I wish I could say that I came to The Body Politic through a burning commitment to gay liberation or as a logical extension of my personal politics, but that wouldn’t exactly be true. Those things developed later. I came to the paper, as many people did, because a good friend was already there, because I liked the people, and because I was looking for a way into the community and the life that I needed to have. In the aftermath of the bathhouse raids, I’d helped my friend Craig Patterson sell copies of The Body Politic at the rally at St Lawrence Hall, hearing Margaret Atwood make her famous remarks about how shocked she’d be if someone burst in while she was taking a bath. And slowly, over the next year or so, I moved away from Waterloo, fell in love again (this time with a woman who couldn’t stand meetings and preferred photographs to endless words) and returned to Toronto.
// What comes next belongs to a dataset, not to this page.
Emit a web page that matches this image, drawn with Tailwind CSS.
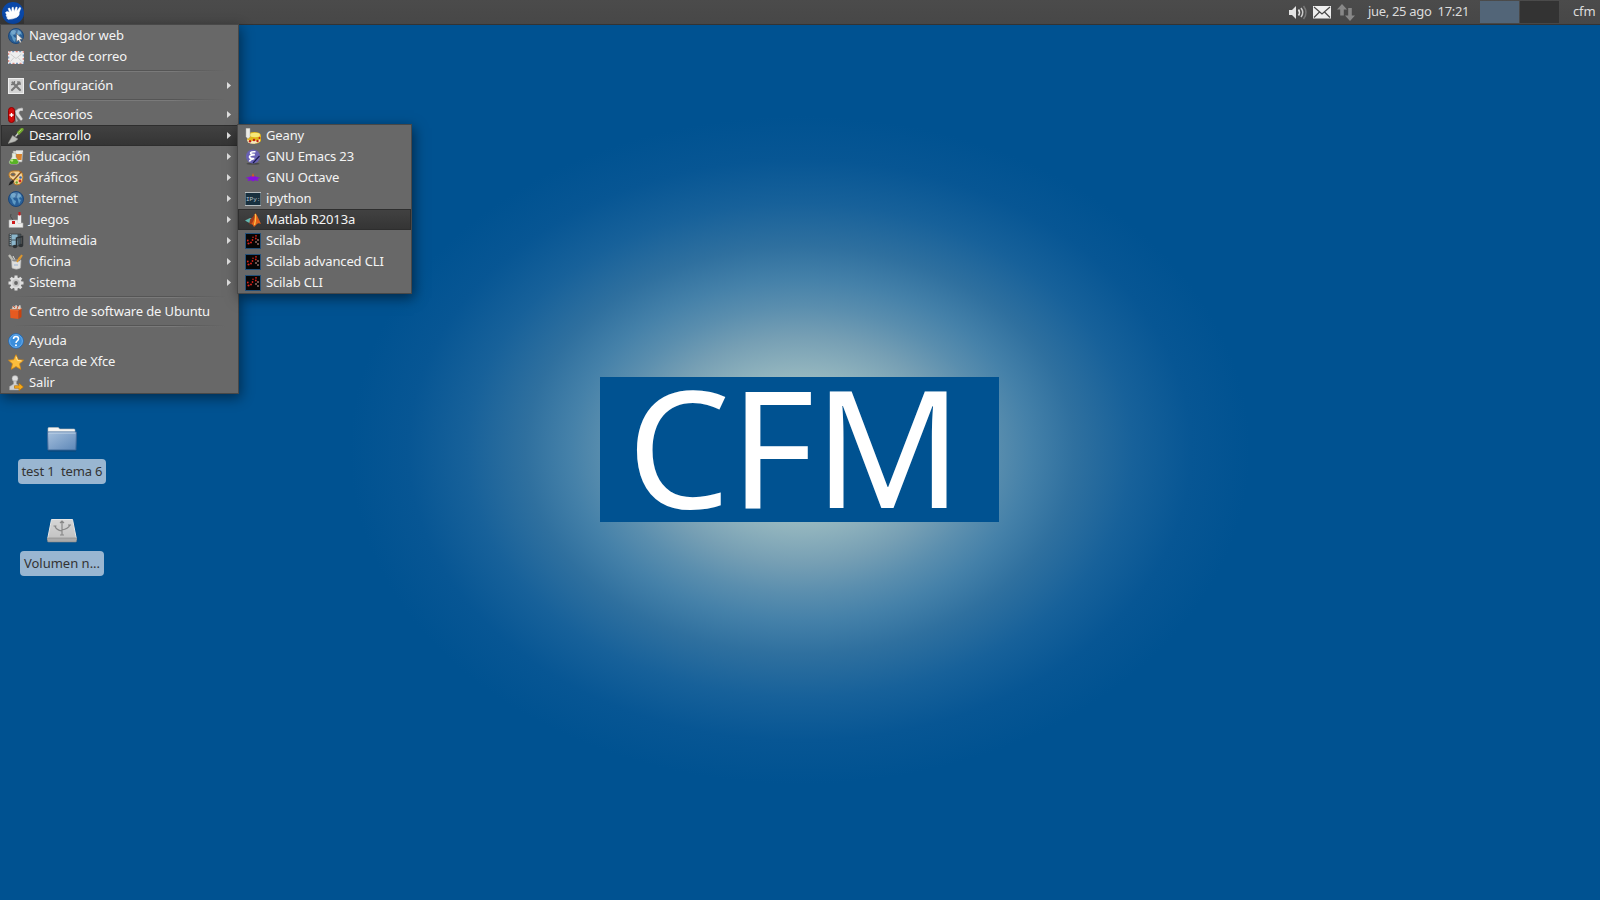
<!DOCTYPE html>
<html lang="es">
<head>
<meta charset="utf-8">
<title>Escritorio</title>
<script src="https://cdn.jsdelivr.net/npm/@tailwindcss/browser@4"></script>
</head>
<body class="relative h-[900px] w-[1600px] overflow-hidden bg-[#005291] font-['Noto_Sans','Open_Sans',sans-serif] text-[13px] tracking-[-0.14px] text-[#f4f4f4]">
<div class="absolute inset-0 bg-[radial-gradient(ellipse_450px_334px_at_800px_450px,#a6c2c2_0%,#98b9c0_21%,#769fb4_34%,#5a8eae_43%,#4581a9_51%,#2f709f_61%,#17619a_74%,#075694_87%,#005291_100%)]"></div>
<main class="absolute left-[600px] top-[377px] h-[145px] w-[399px] bg-[#005291] text-white">
  <div class="absolute left-[27px] top-[-44px] whitespace-nowrap text-[163.500px] leading-[224px] tracking-[-0.6px]">CFM</div>
</main>

<!-- Iconos del escritorio -->
<section class="absolute left-0 top-[420px] flex w-[124px] flex-col items-center text-[#333]">
  <svg class="h-[36px] w-[32px]" viewBox="0 0 32 36"><defs><linearGradient id="fo" x1="0" y1="0" x2="1" y2="1"><stop stop-color="#a5bfdc"/><stop offset="1" stop-color="#5d87b8"/></linearGradient><linearGradient id="dr" x1="0" y1="0" x2="0" y2="1"><stop stop-color="#d6d6d6"/><stop offset="1" stop-color="#c2c2c2"/></linearGradient></defs><path d="M2 14V8.500q0-1 1-1h9q1 0 1.500 1.500h14.500q1 0 1 1V14z" fill="#f4f4f2" stroke="#bbb" stroke-width=".6"/><path d="M1.500 12h29l-.6 18H2z" fill="url(#fo)" stroke="#416a9b" stroke-width="1"/><path d="M2.500 13h27" stroke="#c4d5e8"/><path d="M2 31h28" stroke="#123d66" opacity=".6"/></svg>
  <div class="mt-[3px] flex h-[25px] w-[88px] items-center justify-center whitespace-pre rounded-[4px] bg-[#99b6d1]">test 1  tema 6</div>
  <svg class="mt-[31px] h-[36px] w-[32px]" viewBox="0 0 32 36"><path d="M5.500 4.500h21l4 20H1.500z" fill="url(#dr)" stroke="#e6e6e6"/><path d="M1.500 23h29v3q0 1-1 1h-27q-1 0-1-1z" fill="#aaa" stroke="#888" stroke-width=".6"/><g fill="none" stroke="#888" stroke-width="1.200"><path d="M16 20V7M16 16q-6-1-7-5M16 15q6-1 8-5M14 8l2-2 2 2M14 20h4M7.500 11h3M22 10h3"/></g></svg>
  <div class="flex h-[25px] w-[84px] items-center justify-center rounded-[4px] bg-[#99b6d1] tracking-normal">Volumen n...</div>
</section>

<!-- Panel superior -->
<header class="absolute inset-x-0 top-0 flex h-[25px] items-start border-b border-[#333] bg-linear-to-b from-[#4b4b4b] to-[#474747] text-[#dcdcdc]">
  <div class="flex h-6 w-6 items-center justify-center bg-[#383838]"><svg class="ml-[2px] mt-[2px] h-[22px] w-[22px]" viewBox="0 0 22 22"><circle cx="11" cy="11" r="11" fill="#0a48a8"/><path d="M3.500 10.500L5 9.500l2.500.8L6.200 6.500 7.500 6l2.300 4L10 5.500l1.300-.3.900 4.300L14 5l1.200.3L14.800 9l3-3.800 1 .8-1.600 4.500Q18 13.500 14.500 15.500 10 17.500 6 17.300L4.800 16l.7-1-1.500-1 .6-1.200z" fill="#fff" stroke="#fff" stroke-width=".5" stroke-linejoin="round"/></svg></div>
  <div class="flex-1"></div>
  <svg class="mt-[4px] h-[17px] w-[68px]" viewBox="0 0 68 17"><path d="M1 6h3l4-4v13l-4-4H1z" fill="#e4e4e4"/><g fill="none" stroke-width="1.600"><path d="M10.500 5.500q2 3 0 6" stroke="#e4e4e4"/><path d="M13 4q3.500 4.500 0 9" stroke="#ccc"/><path d="M15.500 2q5 6.500 0 13" stroke="#777"/></g><rect x="25" y="2" width="18" height="12.500" fill="#eee"/><path d="M26 3l8 7 8-7M26 13.500l5.500-5.500M42 13.500l-5.500-5.500" fill="none" stroke="#484848" stroke-width="1.200"/><path d="M54 0l5 5.500h-3.200v6h-3.600v-6H49zM62 17l5-5.500h-3.200V4h-3.600v7.500H57z" fill="#888"/></svg>
  <div class="ml-[12px] h-[23px] w-[112px] whitespace-pre leading-[23px] tracking-[-0.32px]">jue, 25 ago  17:21</div>
  <div class="mt-px h-[22px] w-[39px] bg-[#526578]"></div><div class="ml-px mt-px h-[22px] w-[39px] bg-[#333]"></div>
  <div class="ml-[14px] w-[27px] leading-[23px]">cfm</div>
</header>

<!-- Menú principal -->
<nav id="menu" class="absolute left-0 top-6 w-[239px] border border-[#484848] bg-[#686868] shadow-[2px_4px_12px_rgba(0,0,0,0.45)]"></nav>
<nav id="submenu" class="absolute left-[237px] top-[124px] w-[175px] border border-[#484848] bg-[#686868] shadow-[2px_4px_12px_rgba(0,0,0,0.5)]"></nav>

<script>
const globe='<circle cx="8" cy="8" r="7.500" fill="#2a6098" stroke="#1c4677"/><path d="M3 3q3-2 5 0L7 6 5 7l1 2 2 1-1 4q-3-2-3-5L2 6zM10 2l3 2 1 3-2-1-1 2 2 1-2 4-1-4-1-3z" fill="#5f9ac4"/><ellipse cx="8" cy="4" rx="5" ry="3" fill="#fff" opacity=".14"/>';
const scilab='<rect x=".5" y=".5" width="15" height="15" fill="#050505" stroke="#245078"/><g fill="#d8221a"><circle cx="2.800" cy="7.500" r=".9"/><circle cx="3.500" cy="10.500" r="1.100"/><circle cx="6" cy="9.500" r="1"/><circle cx="7.500" cy="7" r=".9"/><circle cx="8" cy="4.200" r=".8"/><circle cx="11" cy="2.800" r=".9"/><circle cx="10.800" cy="5.500" r=".9"/></g><g fill="#f0b0a4"><circle cx="13" cy="7" r=".8"/><circle cx="11" cy="9" r=".8"/><circle cx="13" cy="11" r=".8"/></g>';
const I={
web:globe+'<path d="M8.500 5.500v8.500l2-2 1.500 3 1.500-.7-1.500-3h2.800z" fill="#eee" stroke="#555" stroke-width=".5"/>',
mail:'<rect x=".7" y="2.700" width="14.600" height="11.600" fill="#eee" stroke="#fff"/><rect x=".7" y="2.700" width="14.600" height="11.600" fill="none" stroke="#d98880" stroke-width="1.200" stroke-dasharray="2 5"/><rect x=".7" y="2.700" width="14.600" height="11.600" fill="none" stroke="#7b96bc" stroke-width="1.200" stroke-dasharray="2 5" stroke-dashoffset="3.500"/><path d="M2.500 5L8 9.500 13.500 5M2.500 12.500L6 8.500M13.500 12.500L10 8.500" fill="none" stroke="#c4c4c4" stroke-width=".8"/>',
config:'<rect x=".5" y=".5" width="15" height="15" fill="#d4d4d4" stroke="#eee"/><path d="M4.500 4.500L12 12M11.500 4.500L4 12" stroke="#777" stroke-width="2.200" stroke-linecap="round"/><path d="M3 6.500l3.300-.2.200-3.300M10 3v3h3" stroke="#777" stroke-width="1.300" fill="none"/>',
acc:'<path d="M7 4q4-4 8-3v3h-3l-1 2 4 6-2 2-5-6z" fill="#dedede" stroke="#777" stroke-width=".5"/><path d="M7 8l3 6-2 1z" fill="#aaa"/><rect x=".5" y=".5" width="6" height="15" rx="3" fill="#d40b0b" stroke="#8e0000"/><path d="M3.500 6v4M1.500 8h4" stroke="#fff" stroke-width="1.300"/>',
dev:'<path d="M10.500 5L14 1.500" stroke="#73a82f" stroke-width="3.200" stroke-linecap="round"/><path d="M10.500 4.500L13.500 1.500" stroke="#aad568"/><path d="M7.500 8.500l2.500-3" stroke="#ccc" stroke-width="1.300"/><path d="M4.500 7.500l5.500 3.500-3 2.500L0 15.500z" fill="#bbbcb8" stroke="#8a8a86" stroke-width=".5"/>',
edu:'<path d="M5 2h10l-1 11H6z" fill="#e9e9e4" stroke="#999" stroke-width=".6"/><path d="M8 5h6l-.5 6H8z" fill="#d9822b"/><path d="M8 2h7" stroke="#fff"/><path d="M4 4h4v4l3 5q0 2-2 2.300H3Q1 15 1 13l3-5z" fill="#e6eee0" stroke="#888" stroke-width=".5"/><path d="M3.500 10h5l2 3q0 2-2 2h-5q-2 0-2-2z" fill="#58b226"/><circle cx="4" cy="11.500" r="1.200" fill="#b5e77c"/>',
gfx:'<path d="M1 5q0-4 5-4h5q4 1 4 6t-3 7q-5 2-6-1 0-3-2-4-3-1-3-4z" fill="#f3d49c" stroke="#c07a1e"/><ellipse cx="5" cy="4.500" rx="2.400" ry="1.700" fill="#686868" stroke="#c07a1e" stroke-width=".7"/><circle cx="12.500" cy="7.500" r="1.300" fill="#3668ad"/><circle cx="12" cy="11" r="1.400" fill="#cf2b22"/><circle cx="8.700" cy="12.500" r="1.200" fill="#68a32d"/><circle cx="9" cy="9.500" r="1" fill="#e3d220"/><path d="M4.500 11.500L13.500 1.500" stroke="#8a5626" stroke-width="1.400"/><path d="M5 10l-3 2-1.500 3.500 3.500-1.500 2-2.500z" fill="#222"/>',
net:globe,
games:'<path d="M1 8h9v3h5v4.500H1z" fill="#ececea" stroke="#aaa" stroke-width=".6"/><path d="M11.500 11V3" stroke="#eee" stroke-width="3.400"/><rect x="10.500" y="0" width="2" height="3.500" fill="#cf1919"/><rect x="4" y="9" width="3" height="3" fill="#cf1919"/><path d="M5 8Q1 4 3 2" stroke="#444" stroke-width=".8" fill="none"/>',
media:'<path d="M1 1h12v12H1z" fill="#45535b" stroke="#333" stroke-width=".6"/><path d="M3.500 1.500h6v5h-6zM3.500 7.500h6v5h-6z" fill="#8db7cc"/><path d="M2.300 1v12" stroke="#a7b6ba" stroke-dasharray="1 1"/><path d="M8.500 13V5l6-1.500V12" fill="none" stroke="#2e3235" stroke-width="1.500"/><ellipse cx="7" cy="13.500" rx="2.200" ry="1.700" fill="#2e3235"/><ellipse cx="13" cy="12.500" rx="2.200" ry="1.700" fill="#2e3235"/>',
office:'<path d="M1 1l6 8" stroke="#bcbcb5" stroke-width="2.300"/><path d="M14 1L9 9" stroke="#dc962d" stroke-width="2"/><path d="M5 2l3 6" stroke="#ddd"/><path d="M3.500 6h9.500l-.5 8q-4 2.500-8.500 0z" fill="#dededc" stroke="#aaa" stroke-width=".6"/><ellipse cx="8.200" cy="6.500" rx="4" ry="1" fill="#888"/><path d="M9 8l3-5" stroke="#dc962d" stroke-width="1.600"/><path d="M6 10h4v2H6z" fill="#bcc7d5"/>',
system:'<g stroke="#dedede" stroke-width="3"><path d="M8 .5v15M.5 8h15M2.700 2.700l10.600 10.600M13.300 2.700L2.700 13.300"/></g><circle cx="8" cy="8" r="5.700" fill="#dedede"/><circle cx="8" cy="8" r="3.700" fill="#c4c4c4"/><circle cx="8" cy="8" r="1.900" fill="#666"/>',
ubuntu:'<path d="M4 5l1-3 2 1 1-2 2 2 2-2 1 4" fill="#d9cfc4" stroke="#bbb" stroke-width=".7"/><path d="M5 2l2 2M10 2l-1 3" stroke="#db5a35"/><path d="M2 5.500l8.500.5V15L2.500 14z" fill="#e65a20"/><path d="M10.500 6L13.500 4.500V13l-3 2z" fill="#c8420f"/><path d="M2 5.500l8.500.5 3-1.500" fill="none" stroke="#f58b51" stroke-width=".7"/>',
help:'<circle cx="8" cy="8" r="7.300" fill="#3b8edb" stroke="#236bb5"/><circle cx="8" cy="8" r="6.400" fill="none" stroke="#81baf0" stroke-width=".7"/><path d="M5.500 6q0-2.500 2.500-2.500T10.500 6q0 1-1.300 1.800Q8 8.500 8 10" stroke="#fff" stroke-width="1.500" fill="none"/><circle cx="8" cy="12.300" r="1" fill="#fff"/>',
star:'<path d="M8 .7l2.300 5 5.200.5-4 3.600 1.200 5.500L8 12.500l-4.700 2.800 1.200-5.500-4-3.600 5.200-.5z" fill="#fcbd3c" stroke="#d98a12" stroke-width=".8"/><path d="M8 2.500l1.600 4 4 .4" fill="none" stroke="#ffe49a"/>',
exit:'<circle cx="7" cy="3.500" r="3" fill="#dedede" stroke="#999" stroke-width=".5"/><path d="M5.500 6h3v3l3 1.500V15H1.500v-3.500L5.500 9z" fill="#cfcfcf" stroke="#999" stroke-width=".5"/><path d="M6.500 10.700H11V8L15.500 12 11 15.700v-2.400H6.500z" fill="#f5a817" stroke="#a86808" stroke-width=".6"/>',
geany:'<path d="M3 8q0-4 6-4 7 0 7 4v5q-2 3-8 2.500Q2 15 2 11z" fill="#e0b51a"/><ellipse cx="10" cy="7" rx="5" ry="2.200" fill="#f7e878"/><path d="M1 .3h4v8.500l-2 2-2-2z" fill="#ecece6" stroke="#aaa" stroke-width=".5"/><path d="M2 11.500q6 3 13 0v2q-6 4-12 1z" fill="#f6e8c0"/><g fill="#c22315"><circle cx="5" cy="13.300" r="1.200"/><circle cx="9" cy="12" r="1.200"/><circle cx="12.500" cy="13" r="1.200"/><circle cx="14.500" cy="10" r="1"/></g>',
emacs:'<ellipse cx="8" cy="14.800" rx="6.500" ry="1" fill="#333" opacity=".6"/><circle cx="8" cy="7.500" r="7" fill="#6961b4"/><path d="M10.500 2.800q-5-.3-5 1.200 0 1.300 4.300 1.600-5.600.4-5.300 2.400.3 1.700 4.800 1.500-4 .8-5 3" fill="none" stroke="#fff" stroke-width="1.600"/><path d="M14.500 7l-6.500 7" stroke="#1a1a4a" stroke-width="1.200"/>',
octave:'<path d="M.3 8l5.200-1.400Q8 4.500 10.500 6.600L15.700 8l-3.500.8 1.300 2.200-3.700-.8L8 11.500l-1.800-1.300L2.500 11 3.800 8.800z" fill="#8411dc"/><path d="M6.500 6.500L8 3l1.500 3.500z" fill="#d35c22"/>',
ipy:'<rect x=".5" y="1.500" width="15" height="13" fill="#18303f" stroke="#5d6f78"/><path d="M0 1.500h16M0 14.500h16" stroke="#b6bcbf"/><text x="1" y="9.500" font-size="6" letter-spacing="0" font-family="Liberation Mono,monospace" fill="#bcc9d0">IPy:</text>',
matlab:'<path d="M0 8.500L5 6l3 .5-3.500 4.500-2-1z" fill="#63b8b0"/><path d="M5 7.500Q8 5.500 10.500 1L9 11l-4.500 1.500 0-1.500z" fill="#a03a1a"/><path d="M10.500 1q2 3 5.500 11-2.500-1.500-4 0L9 15q-1-3-3-3 3-2 4.500-11z" fill="#e2601a"/><path d="M10.300 2q.8 5-.8 11" stroke="#ffbf48" stroke-width="1.300" fill="none"/>',
sci:scilab};
const row=(k,t,arrow,on)=>`<div class="flex h-[21px] items-center pl-[7px] ${on?'bg-linear-to-b from-[#424242] to-[#343434] shadow-[inset_0_0_0_1px_#2e2e2e]':''}"><svg class="h-4 w-4 shrink-0" viewBox="0 0 16 16">${I[k]}</svg><span class="ml-[5px] flex-1 whitespace-nowrap leading-[21px]">${t}</span>${arrow?'<svg class="mr-[7.5px] h-[7px] w-[4px]" viewBox="0 0 4 7"><path d="M0 0L4 3.500 0 7z" fill="#dedede"/></svg>':''}</div>`;
const sep='<div class="flex h-2 items-center px-[12px]"><div class="h-[2px] w-full bg-[linear-gradient(to_right,transparent,#555_25%,#555_75%,transparent)]"><div class="h-px translate-y-px bg-[linear-gradient(to_right,transparent,#7a7a7a_25%,#7a7a7a_75%,transparent)]"></div></div></div>';
document.getElementById('menu').innerHTML=row('web','Navegador web')+row('mail','Lector de correo')+sep+row('config','Configuración',1)+sep+row('acc','Accesorios',1)+row('dev','Desarrollo',1,1)+row('edu','Educación',1)+row('gfx','Gráficos',1)+row('net','Internet',1)+row('games','Juegos',1)+row('media','Multimedia',1)+row('office','Oficina',1)+row('system','Sistema',1)+sep+row('ubuntu','Centro de software de Ubuntu')+sep+row('help','Ayuda')+row('star','Acerca de Xfce')+row('exit','Salir');
document.getElementById('submenu').innerHTML=row('geany','Geany')+row('emacs','GNU Emacs 23')+row('octave','GNU Octave')+row('ipy','ipython')+row('matlab','Matlab R2013a',0,1)+row('sci','Scilab')+row('sci','Scilab advanced CLI')+row('sci','Scilab CLI');
</script>
</body>
</html>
In those days, for me and for my friends, being gay and fighting for gay liberation were synonymous, in a way. Demonstrations and groups were where we met our friends and our lovers. There was a lot that needed changing, and it didn’t occur to us not to take it on. Reading and writing and talking, always talking, were the ways we made sense of the identities we were trying to assume: lesbian, feminist, gay man, socialist.
Sort of accidental though my arrival there was, The Body Politic ended up giving me my queer life. I wrote a book review, then a little news story, both edited by the late, wonderful Chris Bearchell with the kind of seriousness and deep attention that she paid to everything she did, large or small. More talking, sometimes arguing, sometimes just hanging out over dinner and telling stories: over the course of a conversation that lasted for years, I fell a little in love with her, too.
It was Chris who suggested that I work with Tim McCaskell on the international news desk, and from Tim I learned to look at the world with my eyes more open than they had ever been before. We wrote about struggles in Eastern Europe, in Africa, in Latin America and in the United States. Each new gay group that emerged in a country where there had been only isolation was a cause for celebration; each setback an outrage, and there were a lot of both. Some of those stories are still going on, or are just concluding now, nearly 30 years later. We wrote about the emergence of a new epidemic amongst gay men, and we tried to make sense of the science that we suddenly had to absorb.
The legacy
The Body Politic wasn’t always an easy place to be: arguments were passionate, and because most of us worked so hard, the paper was our social life as much as our workplace. Women working on the paper sometimes faced suspicion and criticism from other dykes: why did we work so closely with men? How could we support some of the things the paper was assumed to stand for? Why didn’t we give our energy to a project solely for other women?
Why did I stay? I stayed because I found a group of people from whom I learned how to think, how to write and the power that our words could have. None of the pretence of “objectivity” for us: as long as we were fair, we were blatant about our agenda of persuasion. We recruit? Damn right! You treat us badly? We’re going to expose you as the idiot that you are! Not all of the best things about The Body Politic made it into the pages of the paper: in person, we were much more amusing than we probably were in print, and the love and loyalty that most of us had for each other wouldn’t have been obvious, either. But, I still feel it. And all of the work I’ve done since then — writing international news forGay Times in England, editing Capital Gay and Diva magazine, working with Feminists Against Censorship and Outrage! and Amnesty International — comes directly from what I learned there. Even now, when I’m thinking my way through some project, I hear Rick Bébout’s voice in my head asking, “What’s it for?” because knowing why I’m doing something will usually show me how to do it.
And, as activists have known for centuries, the exhilaration of being a part of something bigger than yourself and the sense of comradeship that comes from a common purpose is incredibly sexy.
Gillian Rodgerson joined The Body Politic collective in 1983. Today she sits on the board of directors of Pink Triangle Press and works as a book editor.